How Laziness Prevent Most People from Succeeding
Laziness is a shared and inherent human weakness. We avoid boring tasks at all costs and opt for the easiest route when facing a work situation. The easiest route to solving a challenge is good only when that route presents the best outcome. Most often than not, the easiest route leads to a solution other that the best option.
Were it not for laziness, employees wouldn’t need motivation to do work their employers paid them to do. Smart fellows created an industry worth several billions of any currency in the world out of selling motivation to people more accustomed to smart phones and television than they’re to work.
Consider, for instance, the instinct by most people, bosses and colleagues alike, to take credit for someone else’s efforts. They fancy the recognition that trails success but loathe the struggles that precede it.
They know with success they can get other men at their employ, confine as many beautiful women, (or built men in some cases) as they deem fit to their harem, take elaborate trips around the world, ride the most luxurious of cars, live in the most glamorous of houses, shop in the choicest malls available, among many other rewards that come with success. But even with these knowledge, most people are still forced to go to work or study out of fear of consequences rather than out of love for rewards and benefits.
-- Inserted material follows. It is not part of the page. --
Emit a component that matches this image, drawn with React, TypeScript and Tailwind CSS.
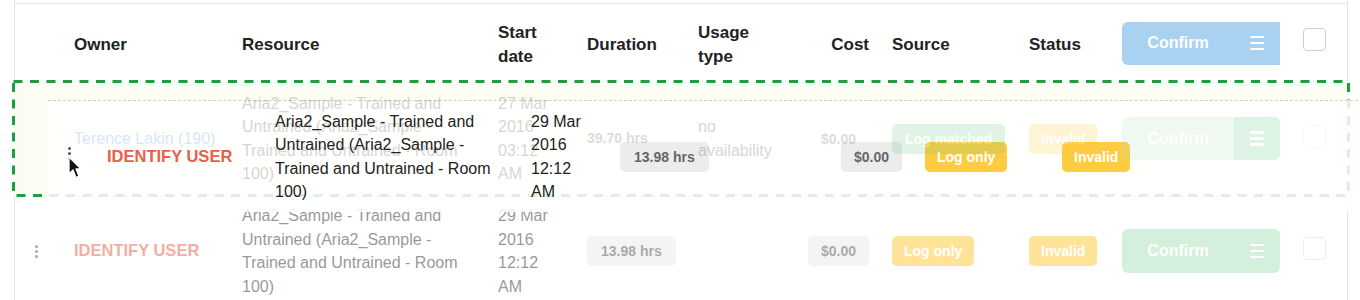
import React from "react";

const GRID =
  "grid grid-cols-[59px_168px_256px_89px_111px_102px_69px_23px_137px_93px_158px_23px_23px_1fr] items-center";

const RESOURCE =
  "Aria2_Sample - Trained and Untrained (Aria2_Sample - Trained and Untrained - Room 100)";

function Handle({ className = "" }: { className?: string }) {
  return (
    <div className={`flex w-[43px] flex-col items-center gap-[2px] ${className}`}>
      <span className="h-[3px] w-[3px] rounded-full bg-[#555]" />
      <span className="h-[3px] w-[3px] rounded-full bg-[#555]" />
      <span className="h-[3px] w-[3px] rounded-full bg-[#555]" />
    </div>
  );
}

function Pill({
  children,
  className,
}: {
  children: React.ReactNode;
  className: string;
}) {
  return (
    <span
      className={`inline-flex h-[30px] items-center rounded-[5px] text-[14px] font-bold leading-none ${className}`}
    >
      {children}
    </span>
  );
}

function MenuIcon() {
  return (
    <span className="flex flex-col gap-[3.5px]">
      <span className="h-[2.5px] w-[14px] rounded-full bg-white" />
      <span className="h-[2.5px] w-[14px] rounded-full bg-white" />
      <span className="h-[2.5px] w-[14px] rounded-full bg-white" />
    </span>
  );
}

function ConfirmButton({ variant }: { variant: "header" | "green" | "split" }) {
  const shell =
    variant === "header"
      ? "h-[43px] rounded-l-[6px] bg-[#a9d1f1] mt-[2px]"
      : variant === "green"
        ? "h-[44px] rounded-[6px] bg-[#abe1bb]"
        : "h-[43px] rounded-[6px] bg-[#b4e6c3] overflow-hidden";
  return (
    <div className={`flex w-[158px] text-[16px] font-bold text-white ${shell}`}>
      <span className="flex w-[112px] items-center justify-center">Confirm</span>
      <span
        className={`flex flex-1 items-center justify-center ${
          variant === "split" ? "bg-[#5cc98a]" : ""
        }`}
      >
        <MenuIcon />
      </span>
    </div>
  );
}

function Checkbox({ border }: { border: string }) {
  return (
    <span
      className={`-mt-[5px] block h-[23px] w-[23px] rounded-[4px] border-[1.5px] bg-white ${border}`}
    />
  );
}

function Cursor() {
  return (
    <svg width="14" height="24" viewBox="0 0 14 24" className="block">
      <path
        d="M1 1 L1 18 L5 14 L8 21.5 L11 20.2 L8 13 L13 13 Z"
        fill="#111"
        stroke="#fff"
        strokeWidth="1.3"
        strokeLinejoin="round"
      />
    </svg>
  );
}

// dashed drop target outline
function DropOutline() {
  return (
    <svg
      width="1338"
      height="117"
      className="absolute -left-[3px] top-0 block"
    >
      <rect
        x="1.5"
        y="1.5"
        width="1335"
        height="114"
        fill="#fcfdf2"
        stroke="#1f9e40"
        strokeWidth="3"
        strokeDasharray="9 7.5"
      />
    </svg>
  );
}

export default function App() {
  return (
    <div className="h-[300px] w-[1360px] overflow-hidden bg-white font-['Liberation_Sans',Arial,sans-serif] text-[16px]">
      <div className="relative ml-[14px] w-[1334px] border-x border-[#e4e4e4]">
        <div className="h-[4px] border-b border-[#e4e4e4]" />

        {/* header */}
        <div className={`${GRID} h-[76px] text-[17px] font-bold leading-[24px] text-[#222]`}>
          <div />
          <div className="pt-[5px]">Owner</div>
          <div className="pt-[5px]">Resource</div>
          <div className="w-[60px] pt-[5px]">Start date</div>
          <div className="pt-[5px]">Duration</div>
          <div className="w-[60px] pt-[5px]">Usage type</div>
          <div className="pt-[5px] text-right">Cost</div>
          <div />
          <div className="pt-[5px]">Source</div>
          <div className="pt-[5px]">Status</div>
          <ConfirmButton variant="header" />
          <div />
          <Checkbox border="border-[#cfcfcf]" />
          <div />
        </div>

        {/* drop placeholder with the row being replaced */}
        <div className="relative h-[117px]">
          <DropOutline />
          <div className={`${GRID} relative z-20 h-full leading-[23.5px] text-[#333] opacity-20`}>
            <div />
            <div className="text-[#3d85d8]">Terence Lakin (190)</div>
            <div className="w-[240px]">{RESOURCE}</div>
            <div className="w-[60px]">27 Mar 2016 03:12 AM</div>
            <div className="text-[14px] font-bold text-[#555]">39.70 hrs</div>
            <div className="w-[90px]">no availability</div>
            <div className="flex justify-end">
              <Pill className="px-[13px] text-[#555]">$0.00</Pill>
            </div>
            <div />
            <div>
              <Pill className="bg-[#6cc785] px-[13px] text-white">Log matched</Pill>
            </div>
            <div>
              <Pill className="bg-[#ffc841] px-3 text-white">Invalid</Pill>
            </div>
            <ConfirmButton variant="split" />
            <div />
            <Checkbox border="border-[#ddd]" />
            <div />
          </div>
        </div>

        {/* dragged row preview */}
        <div className="absolute left-[33px] top-[100px] z-10 h-[112px] w-[1340px] border-t border-dashed border-[#cfcfcf] bg-white/85">
          <div className={`${GRID} h-full leading-[23.5px] text-[#222]`}>
            <Handle className="-mt-[6px]" />
            <div className="text-[16.5px] font-bold text-[#e8604a]">IDENTIFY USER</div>
            <div className="w-[240px]">{RESOURCE}</div>
            <div className="w-[60px]">29 Mar 2016 12:12 AM</div>
            <div>
              <Pill className="bg-[#ececec] px-[14px] text-[#666]">13.98 hrs</Pill>
            </div>
            <div />
            <div className="flex justify-end">
              <Pill className="bg-[#ececec] px-[13px] text-[#666]">$0.00</Pill>
            </div>
            <div />
            <div>
              <Pill className="bg-[#ffcb40] px-3 text-white">Log only</Pill>
            </div>
            <div>
              <Pill className="bg-[#ffcb40] px-3 text-white">Invalid</Pill>
            </div>
          </div>
        </div>

        <div className="absolute left-[53px] top-[156px] z-30">
          <Cursor />
        </div>

        {/* next row */}
        <div className={`${GRID} h-[108px] leading-[23.5px] text-[#333] opacity-50`}>
          <Handle />
          <div className="text-[16.5px] font-bold text-[#e8604a]">IDENTIFY USER</div>
          <div className="w-[240px]">{RESOURCE}</div>
          <div className="w-[60px]">29 Mar 2016 12:12 AM</div>
          <div>
            <Pill className="bg-[#ebebeb] px-[14px] text-[#555]">13.98 hrs</Pill>
          </div>
          <div />
          <div className="flex justify-end">
            <Pill className="bg-[#ebebeb] px-[13px] text-[#555]">$0.00</Pill>
          </div>
          <div />
          <div>
            <Pill className="bg-[#ffc933] px-3 text-white">Log only</Pill>
          </div>
          <div>
            <Pill className="bg-[#ffc933] px-3 text-white">Invalid</Pill>
          </div>
          <ConfirmButton variant="green" />
          <div />
          <Checkbox border="border-[#ddd]" />
          <div />
        </div>
      </div>
    </div>
  );
}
Laziness hinder most people from succeeding; they can’t put up with the level of work that success demands.
There’s a quote attributed to Bill Gates and bandied about by supporters of idleness. It goes something like, “I’ll always choose a lazy person to do a hard job, because a lazy person will find an easy way to do it.” It hasn’t been verified that Gates said so. Quote investigator, a website that represents its name, traced the comment to a few other people other than Bill Gates. Yet, It doesn’t count who said so or didn’t say so. Malcolm Gladwell, in his book, Outliers; the story of success, demonstrated the 10,000 hours’ principle of success with Gates’ example. He wrote about how Gates coded away his entire teenage years and spent up to 10,000 hours learning to write codes and writing them, before he attained mastery of programming.
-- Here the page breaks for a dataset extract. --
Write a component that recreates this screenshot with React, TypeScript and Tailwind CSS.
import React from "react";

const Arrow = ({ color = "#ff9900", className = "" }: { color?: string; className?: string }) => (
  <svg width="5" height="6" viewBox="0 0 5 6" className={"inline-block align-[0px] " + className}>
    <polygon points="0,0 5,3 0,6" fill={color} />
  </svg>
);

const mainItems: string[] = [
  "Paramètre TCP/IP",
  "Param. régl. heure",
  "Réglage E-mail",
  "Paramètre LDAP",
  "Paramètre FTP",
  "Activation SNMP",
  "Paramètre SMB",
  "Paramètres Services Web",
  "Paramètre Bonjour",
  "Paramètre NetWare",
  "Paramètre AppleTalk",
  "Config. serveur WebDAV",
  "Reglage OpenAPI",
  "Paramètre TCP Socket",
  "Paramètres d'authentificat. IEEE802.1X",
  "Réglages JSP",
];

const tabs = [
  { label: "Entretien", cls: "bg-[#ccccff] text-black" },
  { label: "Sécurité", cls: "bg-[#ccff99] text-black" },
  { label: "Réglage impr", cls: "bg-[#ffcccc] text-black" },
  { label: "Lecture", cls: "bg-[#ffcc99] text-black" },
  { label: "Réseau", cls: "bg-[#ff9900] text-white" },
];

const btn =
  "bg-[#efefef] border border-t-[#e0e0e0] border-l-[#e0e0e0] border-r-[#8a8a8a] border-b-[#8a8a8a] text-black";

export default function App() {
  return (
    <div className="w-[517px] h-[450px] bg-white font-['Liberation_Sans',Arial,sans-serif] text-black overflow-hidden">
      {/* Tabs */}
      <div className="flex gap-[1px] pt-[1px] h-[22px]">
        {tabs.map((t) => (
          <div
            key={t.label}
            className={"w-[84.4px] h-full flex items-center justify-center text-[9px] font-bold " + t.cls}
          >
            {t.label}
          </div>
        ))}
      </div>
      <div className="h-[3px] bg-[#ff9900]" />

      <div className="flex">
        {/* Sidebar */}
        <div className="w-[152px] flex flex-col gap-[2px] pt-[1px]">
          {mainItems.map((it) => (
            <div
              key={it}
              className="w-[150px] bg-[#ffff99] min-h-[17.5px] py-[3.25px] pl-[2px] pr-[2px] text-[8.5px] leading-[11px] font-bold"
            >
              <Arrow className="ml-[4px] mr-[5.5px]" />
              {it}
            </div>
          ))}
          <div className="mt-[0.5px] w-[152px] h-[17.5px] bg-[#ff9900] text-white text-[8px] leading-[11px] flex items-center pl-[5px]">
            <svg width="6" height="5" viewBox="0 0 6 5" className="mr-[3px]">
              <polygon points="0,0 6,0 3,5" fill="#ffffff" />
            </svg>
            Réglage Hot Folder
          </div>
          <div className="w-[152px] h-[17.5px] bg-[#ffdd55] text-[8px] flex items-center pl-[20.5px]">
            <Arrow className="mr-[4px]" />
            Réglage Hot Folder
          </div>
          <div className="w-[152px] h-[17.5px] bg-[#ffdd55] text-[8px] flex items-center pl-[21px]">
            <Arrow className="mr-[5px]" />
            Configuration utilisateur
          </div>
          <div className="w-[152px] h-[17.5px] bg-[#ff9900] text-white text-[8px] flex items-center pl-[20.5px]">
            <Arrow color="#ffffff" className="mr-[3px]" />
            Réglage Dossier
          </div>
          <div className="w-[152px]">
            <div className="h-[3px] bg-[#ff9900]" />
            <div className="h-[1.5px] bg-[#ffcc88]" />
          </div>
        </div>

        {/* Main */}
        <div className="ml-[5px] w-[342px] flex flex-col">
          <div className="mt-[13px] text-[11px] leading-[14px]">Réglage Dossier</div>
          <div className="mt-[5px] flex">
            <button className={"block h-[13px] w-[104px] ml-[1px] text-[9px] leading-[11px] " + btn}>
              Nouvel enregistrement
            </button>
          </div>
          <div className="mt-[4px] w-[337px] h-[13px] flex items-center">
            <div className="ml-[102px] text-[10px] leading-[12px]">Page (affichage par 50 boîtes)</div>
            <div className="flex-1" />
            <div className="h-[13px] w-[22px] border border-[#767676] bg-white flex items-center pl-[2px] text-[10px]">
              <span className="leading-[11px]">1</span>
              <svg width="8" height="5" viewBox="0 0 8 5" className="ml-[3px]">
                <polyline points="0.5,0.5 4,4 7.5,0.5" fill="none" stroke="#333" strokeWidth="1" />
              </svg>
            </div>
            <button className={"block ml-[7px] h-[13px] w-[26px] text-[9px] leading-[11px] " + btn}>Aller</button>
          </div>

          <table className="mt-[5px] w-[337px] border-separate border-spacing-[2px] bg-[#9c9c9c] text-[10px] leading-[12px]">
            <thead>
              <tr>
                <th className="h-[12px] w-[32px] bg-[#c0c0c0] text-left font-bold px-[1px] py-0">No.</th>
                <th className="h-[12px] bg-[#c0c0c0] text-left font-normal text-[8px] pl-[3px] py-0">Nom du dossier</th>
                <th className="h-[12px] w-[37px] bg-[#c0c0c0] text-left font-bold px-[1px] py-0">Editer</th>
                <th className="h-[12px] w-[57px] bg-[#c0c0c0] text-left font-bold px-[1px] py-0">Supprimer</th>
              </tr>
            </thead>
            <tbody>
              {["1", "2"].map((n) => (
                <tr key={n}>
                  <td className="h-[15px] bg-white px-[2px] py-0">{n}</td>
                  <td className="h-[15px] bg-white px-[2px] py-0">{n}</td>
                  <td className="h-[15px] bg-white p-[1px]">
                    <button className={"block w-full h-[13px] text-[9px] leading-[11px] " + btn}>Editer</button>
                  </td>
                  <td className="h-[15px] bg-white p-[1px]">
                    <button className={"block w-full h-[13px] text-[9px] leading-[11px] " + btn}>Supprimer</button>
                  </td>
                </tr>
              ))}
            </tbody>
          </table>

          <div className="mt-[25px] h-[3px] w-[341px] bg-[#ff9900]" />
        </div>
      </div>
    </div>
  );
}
Image Source: https://www.gatesnotes.com/
Toiling away at tasks, both boring and interesting ones, year after year, for several years depending on individual circumstances, is the hallmark of successful people. There’s no substitute for hard work; working smarter to cut down hours and achieve quality results is only a plus.
A Few Manifestations of Laziness
- At any time, there’s a level of resources we command and the level we’re are capable of commanding. In the least, the resources we command are our time, or skills, or knowledge. When money is out of the list, we fold our hands, failing to act on our ideas, and blaming our inaction on the lack of money. Allowing the other resources at our disposal to wane, out of disuse. Working in a 9 to 5 job is another excuse people bandy about for not acting on ideas even when there is the capital to do so. They complain to no end about their lack of time.
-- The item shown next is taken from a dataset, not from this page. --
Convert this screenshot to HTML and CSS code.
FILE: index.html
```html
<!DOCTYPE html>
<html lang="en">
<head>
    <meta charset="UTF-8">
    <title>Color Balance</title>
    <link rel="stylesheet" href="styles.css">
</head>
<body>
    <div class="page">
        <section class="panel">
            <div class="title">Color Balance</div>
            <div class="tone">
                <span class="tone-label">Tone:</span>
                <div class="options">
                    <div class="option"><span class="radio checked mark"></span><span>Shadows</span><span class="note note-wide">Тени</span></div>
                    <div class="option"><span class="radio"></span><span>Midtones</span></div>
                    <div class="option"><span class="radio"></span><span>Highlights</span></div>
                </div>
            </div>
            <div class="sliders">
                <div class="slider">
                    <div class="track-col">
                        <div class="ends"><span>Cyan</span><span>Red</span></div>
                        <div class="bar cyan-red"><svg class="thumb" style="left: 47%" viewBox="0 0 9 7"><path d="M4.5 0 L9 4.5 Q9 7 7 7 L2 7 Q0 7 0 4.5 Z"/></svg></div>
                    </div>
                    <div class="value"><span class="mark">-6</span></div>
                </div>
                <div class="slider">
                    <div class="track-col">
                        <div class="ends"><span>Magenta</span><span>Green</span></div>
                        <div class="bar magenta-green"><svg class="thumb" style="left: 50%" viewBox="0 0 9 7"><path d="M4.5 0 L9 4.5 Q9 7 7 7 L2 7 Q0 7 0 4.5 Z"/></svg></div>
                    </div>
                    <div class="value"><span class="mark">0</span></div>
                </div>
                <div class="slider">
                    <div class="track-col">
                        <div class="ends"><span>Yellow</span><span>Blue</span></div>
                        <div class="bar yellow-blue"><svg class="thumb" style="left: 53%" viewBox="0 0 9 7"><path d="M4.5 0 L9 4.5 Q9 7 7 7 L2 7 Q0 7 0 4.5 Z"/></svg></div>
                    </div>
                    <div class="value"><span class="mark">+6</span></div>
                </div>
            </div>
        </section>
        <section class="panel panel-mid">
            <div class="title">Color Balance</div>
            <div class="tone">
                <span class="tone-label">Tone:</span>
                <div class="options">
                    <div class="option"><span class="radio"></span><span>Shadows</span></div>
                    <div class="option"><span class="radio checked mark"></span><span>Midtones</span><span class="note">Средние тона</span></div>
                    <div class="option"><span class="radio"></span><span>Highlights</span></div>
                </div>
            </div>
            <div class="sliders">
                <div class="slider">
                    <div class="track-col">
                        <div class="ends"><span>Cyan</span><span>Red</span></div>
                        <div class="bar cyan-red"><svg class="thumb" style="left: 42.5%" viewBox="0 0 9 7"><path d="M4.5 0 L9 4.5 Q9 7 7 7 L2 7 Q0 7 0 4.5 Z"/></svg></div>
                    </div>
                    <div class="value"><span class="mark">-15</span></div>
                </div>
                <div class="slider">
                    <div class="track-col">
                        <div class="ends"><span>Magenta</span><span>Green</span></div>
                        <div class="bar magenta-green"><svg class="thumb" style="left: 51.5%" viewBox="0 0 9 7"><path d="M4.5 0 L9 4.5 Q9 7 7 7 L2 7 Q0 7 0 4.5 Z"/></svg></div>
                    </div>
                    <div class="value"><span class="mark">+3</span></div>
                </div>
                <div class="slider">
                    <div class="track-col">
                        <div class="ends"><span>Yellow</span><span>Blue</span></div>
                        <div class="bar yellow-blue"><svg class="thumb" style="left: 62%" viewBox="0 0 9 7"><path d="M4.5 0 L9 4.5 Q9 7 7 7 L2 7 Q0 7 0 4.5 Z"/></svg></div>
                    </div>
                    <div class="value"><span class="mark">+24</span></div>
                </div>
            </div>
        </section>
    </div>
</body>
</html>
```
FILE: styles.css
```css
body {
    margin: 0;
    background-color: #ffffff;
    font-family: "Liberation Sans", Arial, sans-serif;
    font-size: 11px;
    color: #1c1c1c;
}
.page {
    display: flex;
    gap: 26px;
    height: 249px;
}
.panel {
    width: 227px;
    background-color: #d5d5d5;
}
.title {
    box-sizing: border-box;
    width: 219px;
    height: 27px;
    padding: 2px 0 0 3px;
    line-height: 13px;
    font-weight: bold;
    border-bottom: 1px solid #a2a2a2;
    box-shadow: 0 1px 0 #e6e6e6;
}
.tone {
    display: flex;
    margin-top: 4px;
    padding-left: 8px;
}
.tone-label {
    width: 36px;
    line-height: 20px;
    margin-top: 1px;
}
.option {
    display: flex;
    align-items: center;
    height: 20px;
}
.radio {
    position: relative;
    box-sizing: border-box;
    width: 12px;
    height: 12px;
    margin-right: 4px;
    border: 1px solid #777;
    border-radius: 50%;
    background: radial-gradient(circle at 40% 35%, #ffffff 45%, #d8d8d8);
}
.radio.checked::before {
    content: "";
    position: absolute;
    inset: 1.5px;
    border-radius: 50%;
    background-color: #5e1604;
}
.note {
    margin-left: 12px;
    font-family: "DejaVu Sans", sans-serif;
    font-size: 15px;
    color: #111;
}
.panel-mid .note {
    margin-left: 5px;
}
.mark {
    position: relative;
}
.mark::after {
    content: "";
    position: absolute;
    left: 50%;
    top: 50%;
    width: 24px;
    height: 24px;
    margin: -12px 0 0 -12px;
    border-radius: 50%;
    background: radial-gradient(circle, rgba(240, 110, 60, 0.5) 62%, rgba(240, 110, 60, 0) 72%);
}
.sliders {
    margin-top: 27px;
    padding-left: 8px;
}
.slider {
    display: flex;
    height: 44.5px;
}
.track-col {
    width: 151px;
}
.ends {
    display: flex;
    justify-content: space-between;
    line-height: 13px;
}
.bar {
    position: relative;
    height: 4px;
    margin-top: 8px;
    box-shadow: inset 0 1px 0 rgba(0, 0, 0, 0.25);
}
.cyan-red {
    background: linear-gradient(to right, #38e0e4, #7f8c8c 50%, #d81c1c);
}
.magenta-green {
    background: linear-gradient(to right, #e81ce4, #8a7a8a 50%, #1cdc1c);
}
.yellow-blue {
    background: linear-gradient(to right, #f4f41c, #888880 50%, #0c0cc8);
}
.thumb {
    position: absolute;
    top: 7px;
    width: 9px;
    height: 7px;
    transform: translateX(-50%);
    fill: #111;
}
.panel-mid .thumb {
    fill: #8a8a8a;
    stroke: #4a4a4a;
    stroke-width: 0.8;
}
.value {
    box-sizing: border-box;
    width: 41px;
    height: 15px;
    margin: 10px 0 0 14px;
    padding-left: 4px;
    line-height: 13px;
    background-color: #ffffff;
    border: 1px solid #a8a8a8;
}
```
- Toiling away at tasks that appear easy in gross neglect of the work, which you ought to do and that’s a major requirement of your business or situation at the time, is laziness.
- Mental hibernation is a kind of laziness that supersedes inaction. The easy route here is to flow with the crowd, doing what everyone else is doing and making do with whatever life throws at you. All in gross negligence of the hard and successful route of digging deeper for your own unique possibilities and opportunities. Mental laziness is the failure to use the mind and imagination to unearth the unique set of latent talents lying low within your unconscious, because your situation is different from everyone else’s. These latent talents and possibilities are the primary sources of your competitiveness. They set you apart from the rest of the world; with them you can make your mark on the world by adding something new and valuable to what’s existing in the market. Failing to dig them up for use leads to a dip in your competitiveness.
The antidote to laziness is consistent and strategic action, not mere hard work.
The market place is all about creating valuable products and services to meet ever-evolving customer and user demands. To do so, the business owner executes tasks that’ll fulfill the needs and demands of his market. This involves daily and regular work. Some of it is directly related to the core aspect of the business like production and manufacturing, the rest is ancillary like sales and marketing. In this respect, entrepreneurship differs from a job by a wide margin. You can’t take vacations at will. You have to be up to the task of your business. Sometimes, that means thinking, planning, and working through most days of the year with fewer vacations. Although, when the business reaches the stage of a system that runs on its own, the entrepreneur can then splurge. Until such time, a successful business owner laziness must rule out the urge to be lazy. He can splurge and return to the hustle when he’s had time away enough to refresh. He rests on his oars and risks losing his success.
The entrepreneur’s work schedule is best when it’s a predictable routine. Joggling between learning, exercise, meditation, networking, and most importantly, work and rest. Not necessarily in that order though. Notice the absence of laziness on the list.
You must make out time for those activities even though it’s hard to do so.
You don’t arrive at breakthrough ideas and business models by idling away all day watching television and playing video games. You do so by tinkering with options and fine-tuning solutions till you get the best possible outcome.
Even a lazy man’s approach to relaxation time is counterproductive. He can’t submit to total relaxation by tuning off the distractions that cut down the value we derive from our rest time. That’s the link I found between distraction and laziness; they both distract from work and from rest. They prevent success.